__YOUR GOAL__
The material below contains a line with "Clone this screenshot in HTML." and a line with "Reproduce this screenshot". Copy exactly those two lines and all lines between them.

__RECORDED INFORMATION__
* begin *

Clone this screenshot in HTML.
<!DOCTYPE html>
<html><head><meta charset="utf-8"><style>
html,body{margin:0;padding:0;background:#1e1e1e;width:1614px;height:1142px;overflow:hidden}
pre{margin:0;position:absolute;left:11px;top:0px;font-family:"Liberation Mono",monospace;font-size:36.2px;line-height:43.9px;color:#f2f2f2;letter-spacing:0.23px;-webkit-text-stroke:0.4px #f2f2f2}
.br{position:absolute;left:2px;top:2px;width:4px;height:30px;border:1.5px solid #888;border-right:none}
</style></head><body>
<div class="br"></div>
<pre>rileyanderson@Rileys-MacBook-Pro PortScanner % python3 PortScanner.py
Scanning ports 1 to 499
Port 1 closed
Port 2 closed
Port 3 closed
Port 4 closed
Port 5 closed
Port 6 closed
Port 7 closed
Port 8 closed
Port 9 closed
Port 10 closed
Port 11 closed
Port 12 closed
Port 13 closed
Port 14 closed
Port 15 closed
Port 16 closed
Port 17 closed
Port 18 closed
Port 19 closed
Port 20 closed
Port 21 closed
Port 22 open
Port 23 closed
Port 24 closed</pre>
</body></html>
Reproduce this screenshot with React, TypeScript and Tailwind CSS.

* end *
* begin *

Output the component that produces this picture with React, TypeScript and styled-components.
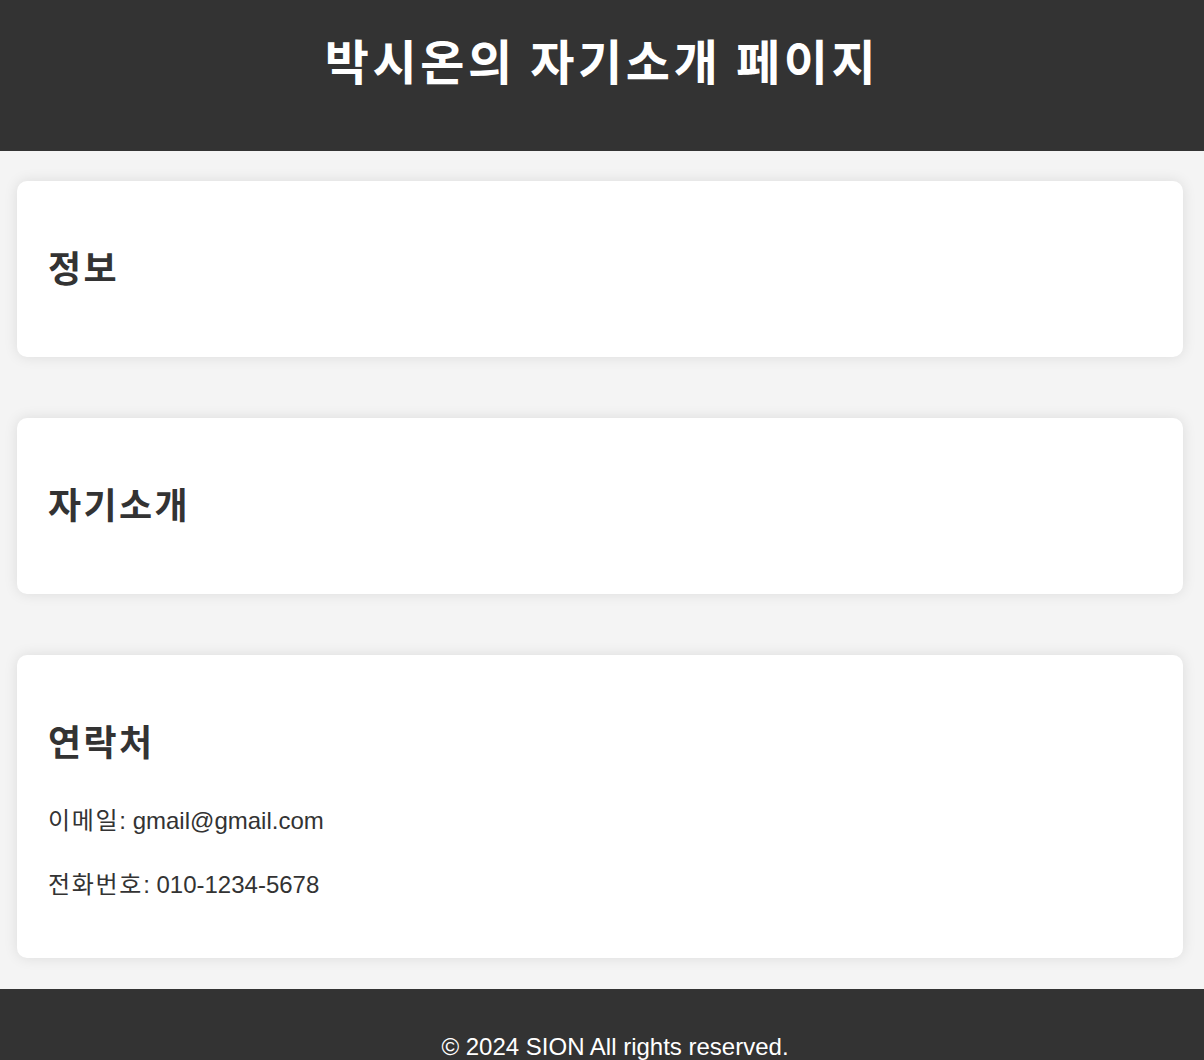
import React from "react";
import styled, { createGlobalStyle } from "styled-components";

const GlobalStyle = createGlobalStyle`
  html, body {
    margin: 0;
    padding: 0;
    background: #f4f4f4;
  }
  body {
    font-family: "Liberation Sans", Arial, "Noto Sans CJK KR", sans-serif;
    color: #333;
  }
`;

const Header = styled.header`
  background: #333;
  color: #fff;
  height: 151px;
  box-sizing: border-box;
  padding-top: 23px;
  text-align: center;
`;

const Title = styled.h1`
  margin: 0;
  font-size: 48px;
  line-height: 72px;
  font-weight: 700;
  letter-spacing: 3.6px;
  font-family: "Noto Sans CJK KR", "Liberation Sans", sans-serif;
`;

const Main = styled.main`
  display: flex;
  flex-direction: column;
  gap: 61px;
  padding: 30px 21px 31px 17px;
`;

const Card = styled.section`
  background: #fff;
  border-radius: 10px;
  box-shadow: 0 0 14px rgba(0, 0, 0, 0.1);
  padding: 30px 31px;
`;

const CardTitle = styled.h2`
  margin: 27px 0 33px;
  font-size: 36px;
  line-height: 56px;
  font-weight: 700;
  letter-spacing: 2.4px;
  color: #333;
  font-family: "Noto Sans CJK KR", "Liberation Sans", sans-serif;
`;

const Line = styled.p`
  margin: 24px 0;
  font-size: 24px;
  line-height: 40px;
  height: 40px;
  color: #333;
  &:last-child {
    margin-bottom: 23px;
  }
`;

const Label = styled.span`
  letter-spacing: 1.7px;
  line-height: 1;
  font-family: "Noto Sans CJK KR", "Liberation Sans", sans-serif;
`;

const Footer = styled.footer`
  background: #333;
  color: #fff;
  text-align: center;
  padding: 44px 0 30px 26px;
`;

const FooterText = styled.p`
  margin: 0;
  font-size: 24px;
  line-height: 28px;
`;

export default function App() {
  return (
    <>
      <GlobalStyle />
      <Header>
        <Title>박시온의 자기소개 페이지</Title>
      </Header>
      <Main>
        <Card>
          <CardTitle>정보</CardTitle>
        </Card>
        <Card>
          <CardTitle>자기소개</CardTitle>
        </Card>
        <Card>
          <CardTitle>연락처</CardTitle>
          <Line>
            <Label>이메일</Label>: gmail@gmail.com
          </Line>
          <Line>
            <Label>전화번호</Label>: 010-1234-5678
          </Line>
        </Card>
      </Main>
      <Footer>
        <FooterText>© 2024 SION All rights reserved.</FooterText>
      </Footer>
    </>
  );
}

* end *
* begin *

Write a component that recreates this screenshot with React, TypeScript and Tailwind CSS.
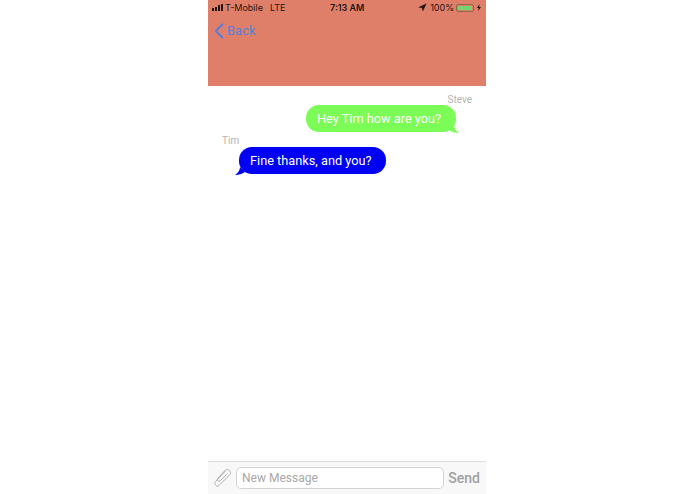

* end *

__FULL RESPONSE__
Clone this screenshot in HTML.
<!DOCTYPE html>
<html><head><meta charset="utf-8"><style>
html,body{margin:0;padding:0;background:#1e1e1e;width:1614px;height:1142px;overflow:hidden}
pre{margin:0;position:absolute;left:11px;top:0px;font-family:"Liberation Mono",monospace;font-size:36.2px;line-height:43.9px;color:#f2f2f2;letter-spacing:0.23px;-webkit-text-stroke:0.4px #f2f2f2}
.br{position:absolute;left:2px;top:2px;width:4px;height:30px;border:1.5px solid #888;border-right:none}
</style></head><body>
<div class="br"></div>
<pre>rileyanderson@Rileys-MacBook-Pro PortScanner % python3 PortScanner.py
Scanning ports 1 to 499
Port 1 closed
Port 2 closed
Port 3 closed
Port 4 closed
Port 5 closed
Port 6 closed
Port 7 closed
Port 8 closed
Port 9 closed
Port 10 closed
Port 11 closed
Port 12 closed
Port 13 closed
Port 14 closed
Port 15 closed
Port 16 closed
Port 17 closed
Port 18 closed
Port 19 closed
Port 20 closed
Port 21 closed
Port 22 open
Port 23 closed
Port 24 closed</pre>
</body></html>
Reproduce this screenshot with React, TypeScript and Tailwind CSS.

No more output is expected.